BF: I think in the context of this particular song and sort of dealing with those ideas of homelessness or familial alienation, there was a certain context where we wanted to convey a little bit more of the sadness and melancholy. I feel like we get to some of that in some of the Thou songs, but it's more with the music and less with the vocals. But I think in the context of this song, the vocals sort of had to be a little more stripped-down, more naked. I had to bear a little bit more than I usually do in the context of Thou songs where I'm sort of screaming my head off.
NPR: There's a lot of love for grunge in Thou's cover selections. Is that a shared experience for the members of the band?
BF: Certainly. I think for Mitch and Josh, who are a little bit younger than the rest of us, there was a little bit less of that, although those guys are still into a lot of those bands like Nirvana, Soundgarden and Pearl Jam. But for me, I'm 31 now, so when the '90s were happening and all the grunge stuff was happening, this was right when I was in high school, and that was like my big thing. I loved all those bands and identified with all those bands, and those bands were my gateway into other things like punk and hardcore.
And I know for Matthew and Andy, those guys really bonded over Alice and Chains and Pearl Jam and Nirvana and all that stuff. So, yeah, we definitely love all that stuff, and it's funny, because we always get compared to Eyehategod and Crowbar — bands like that from the South, just because we're from Louisiana, and the music we play has feedback and screaming and blah blah blah. And we definitely take something from those bands, but I always tell people that I think we take a lot more from grunge bands — from that spirit and that emotional feeling — than we do from the Eyehategods or whatever.
NPR: This past week, I've interviewed both David Bazan and Damien Jurado about their live covers from around the turn of the millennium. Oddly enough, both prefigured some of their darkest albums (Control and Ghost of David, respectively). Aesthetically, Thou is already pretty damn dark and bleak, but does this song inhabit a certain frame of mind for you?
BF: Yes, but in more the sense that — what's the cliché? "The darkest hour before the dawn." All the stuff around when we recorded that cover and when we recorded Summit — that whole era for us, all that music was us trying to sort of write more of a positive record. Not that it sort of overtly comes across as a positive record, but thematically and emotionally, it's trying to push toward something. And I feel like that's where that Nirvana cover embodies that spirit, as far as being at the very bottom and having to push your way out of that and move forward. I feel like that song really brings about emotions of just being completely crushed and obliterated, and now the only thing you can do is dig yourself out of that hole and rebuild yourself.

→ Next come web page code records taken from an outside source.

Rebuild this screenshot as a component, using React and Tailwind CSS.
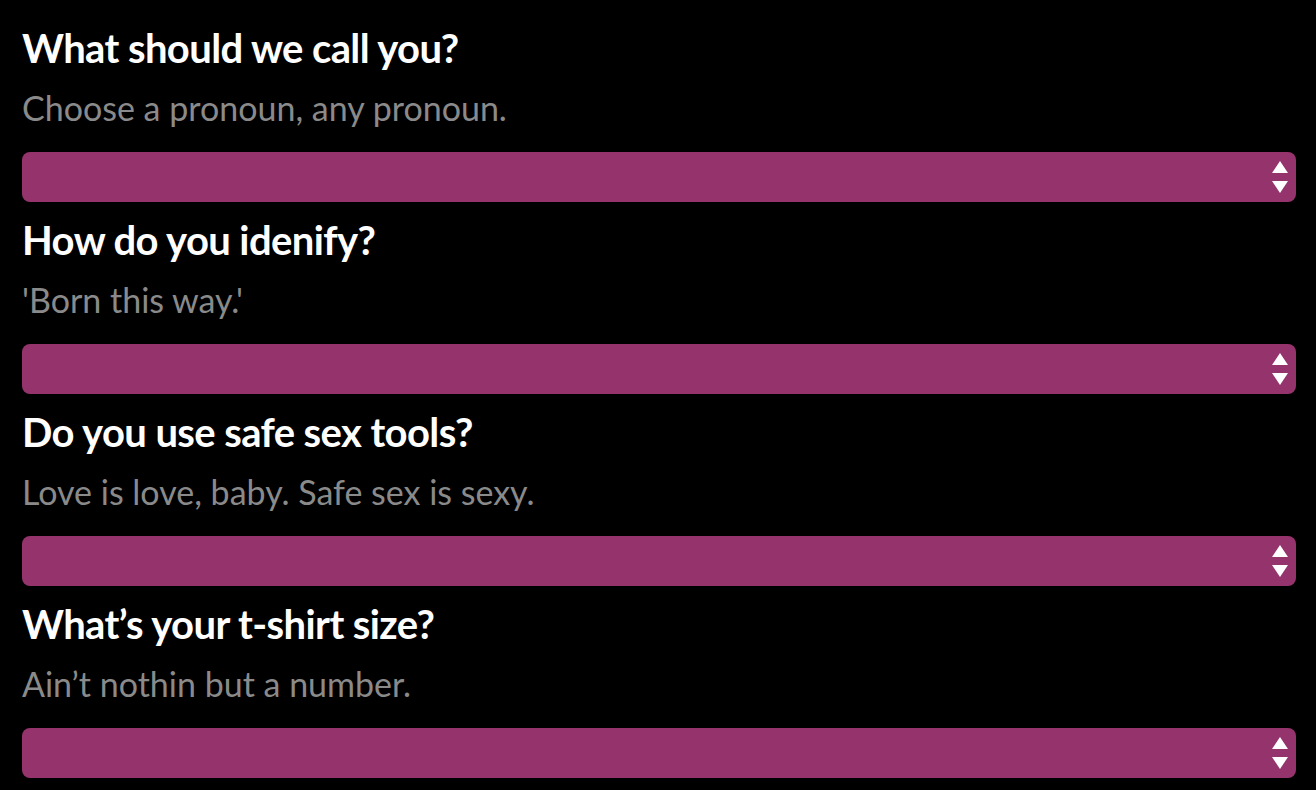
import React from 'react';

var QUESTIONS = [
  { title: 'What should we call you?', hint: 'Choose a pronoun, any pronoun.' },
  { title: 'How do you idenify?', hint: "'Born this way.'" },
  { title: 'Do you use safe sex tools?', hint: 'Love is love, baby. Safe sex is sexy.' },
  { title: 'What\u2019s your t-shirt size?', hint: 'Ain\u2019t nothin but a number.' },
];

function SelectBar() {
  return (
    <div className="h-[50px] w-full rounded-[8px] bg-[#95336c] flex items-center justify-end pr-[8px]">
      <svg width="16" height="32" viewBox="0 0 16 32" className="block">
        <polygon points="8,0 16,12 0,12" fill="#ffffff" />
        <polygon points="0,20 16,20 8,32" fill="#ffffff" />
      </svg>
    </div>
  );
}

export default function App() {
  return (
    <div className="min-h-[790px] w-full bg-black pl-[22px] pr-[20px] pt-[24px]" style={{ fontFamily: 'Lato, "Noto Sans", sans-serif' }}>
      {QUESTIONS.map(function(q, i) {
        return (
          <div key={i} className={i === 0 ? '' : 'mt-[14px]'}>
            <h2 className="text-[40px] leading-[48px] font-bold text-white tracking-[-0.6px]">{q.title}</h2>
            <p className="mt-[12px] text-[34px] leading-[48px] text-[#8a8a8a]">{q.hint}</p>
            <div className="mt-[20px]">
              <SelectBar />
            </div>
          </div>
        );
      })}
    </div>
  );
}
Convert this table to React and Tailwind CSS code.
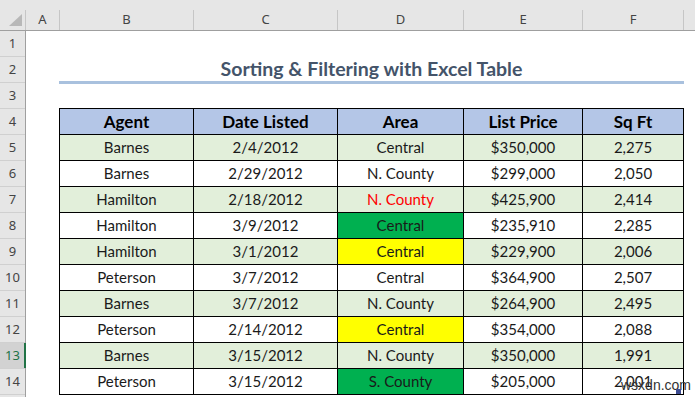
const cols = [
  { key: 'A', w: 'w-[34px]' },
  { key: 'B', w: 'w-[134px]' },
  { key: 'C', w: 'w-[144px]' },
  { key: 'D', w: 'w-[126px]' },
  { key: 'E', w: 'w-[119px]' },
  { key: 'F', w: 'w-[101px]' },
]

const tableWidths = ['w-[134px]', 'w-[144px]', 'w-[126px]', 'w-[119px]', 'w-[101px]']
const headers = ['Agent', 'Date Listed', 'Area', 'List Price', 'Sq Ft']

// agent, date, area, price, sqft, area style
const rows = [
  ['Barnes', '2/4/2012', 'Central', '$350,000', '2,275', null],
  ['Barnes', '2/29/2012', 'N. County', '$299,000', '2,050', null],
  ['Hamilton', '2/18/2012', 'N. County', '$425,900', '2,414', 'red'],
  ['Hamilton', '3/9/2012', 'Central', '$235,910', '2,285', 'green'],
  ['Hamilton', '3/1/2012', 'Central', '$229,900', '2,006', 'yellow'],
  ['Peterson', '3/7/2012', 'Central', '$364,900', '2,507', null],
  ['Barnes', '3/7/2012', 'N. County', '$264,900', '2,495', null],
  ['Peterson', '2/14/2012', 'Central', '$354,000', '2,088', 'yellow'],
  ['Barnes', '3/15/2012', 'N. County', '$350,000', '1,991', null],
  ['Peterson', '3/15/2012', 'S. County', '$205,000', '2,001', 'green'],
]

const areaStyle = {
  red: 'text-[#ff0000]',
  green: 'bg-[#00b050]',
  yellow: 'bg-[#ffff00]',
}

export default function App() {
  return (
    <div className="relative w-[695px] h-[397px] overflow-hidden bg-white font-['Lato',sans-serif] text-[#1a1a1a]">
      {/* Column headers */}
      <div className="h-[31px] flex items-end bg-[#e6e6e6] border-b border-[#9f9f9f] font-['Noto_Sans',sans-serif] text-[13px] text-[#444]">
        <div className="w-[26px] h-[20px] relative border-r border-[#c6c6c6]">
          <svg className="absolute left-[9px] top-[4px]" width="14" height="13" viewBox="0 0 14 13">
            <polygon points="0,12 13,12 13,0" fill="#b8b8b8" />
          </svg>
        </div>
        {cols.map((c) => (
          <div key={c.key} className={`${c.w} h-[20px] flex items-center justify-center border-r border-[#c6c6c6]`}>
            {c.key}
          </div>
        ))}
        <div className="flex-1 h-[20px]" />
      </div>

      <div className="flex">
        {/* Row headers */}
        <div className="w-[26px] flex flex-col bg-[#e6e6e6] border-r border-[#9f9f9f] font-['Noto_Sans',sans-serif] text-[13px] text-[#444]">
          {Array.from({ length: 14 }, (_, i) => i + 1).map((n) => (
            <div
              key={n}
              className={`h-[26px] shrink-0 flex items-center justify-center border-b border-[#d0d0d0] ${
                n === 13 ? 'bg-[#d2d2d2] text-[#217346] relative' : ''
              }`}
            >
              {n}
              {n === 13 && <span className="absolute right-[-1px] top-0 bottom-0 w-[2px] bg-[#217346]" />}
            </div>
          ))}
          <div className="h-[26px] shrink-0" />
        </div>

        {/* Sheet body */}
        <div className="pl-[33px] flex-1">
          <div className="h-[26px]" />
          <div className="w-[625px] h-[27px] flex items-center justify-center border-b-[3px] border-[#a9c1de] text-[19.5px] font-bold text-[#44546a] font-['Lato',sans-serif]">
            Sorting &amp; Filtering with Excel Table
          </div>
          <div className="h-[24px]" />

          <div className="w-[625px] border-l border-t border-black">
            <div className="flex bg-[#b4c6e7]">
              {headers.map((h, i) => (
                <div key={h} className={`${tableWidths[i]} h-[26px] flex items-center justify-center border-r border-b border-black text-[17px] font-bold text-black`}>
                  {h}
                </div>
              ))}
            </div>
            {rows.map((r, ri) => (
              <div key={ri} className={`flex text-[15px] ${ri % 2 === 0 ? 'bg-[#e2efda]' : 'bg-white'}`}>
                {r.slice(0, 5).map((v, ci) => (
                  <div
                    key={ci}
                    className={`${tableWidths[ci]} h-[26px] flex items-center justify-center border-r border-b border-black ${
                      ci === 2 && r[5] ? areaStyle[r[5]] : ''
                    }`}
                  >
                    {v}
                  </div>
                ))}
              </div>
            ))}
          </div>
        </div>
      </div>

      {/* watermark + table resize handle */}
      <div className="absolute left-[621px] top-[378px] text-[14px] text-[#333] font-['Liberation_Sans',sans-serif] leading-none">
        wsxdn.com
      </div>
      <div className="absolute left-[676px] top-[389px] w-[5px] h-[5px] bg-[#3d4c92]" />
    </div>
  )
}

NPR: Does "Something in the Way" mean something different now from when you first heard it?
BF: I don't know if it necessarily means something different for me, but I feel like it's been... The feeling of alienation and melancholy and desperation that I find when I listen to that song — when I listen to a lot of Nirvana songs — has sort of been reaffirmed. I mean, I'm not as socially maladjusted now as I was when I was in high school and first started listening to Nirvana. But I feel like, even so, my personal beliefs and my interactions with people and the idea of being let down a lot of times by other people, or feeling like you can't fit in — I feel like that's just sort of been reaffirmed and maybe colored in a more complex way. I wouldn't necessarily say the song means something different, but I would say the emotions and the way I look at it are a lot more complicated than they were; a lot more developed, while still retaining those same feelings.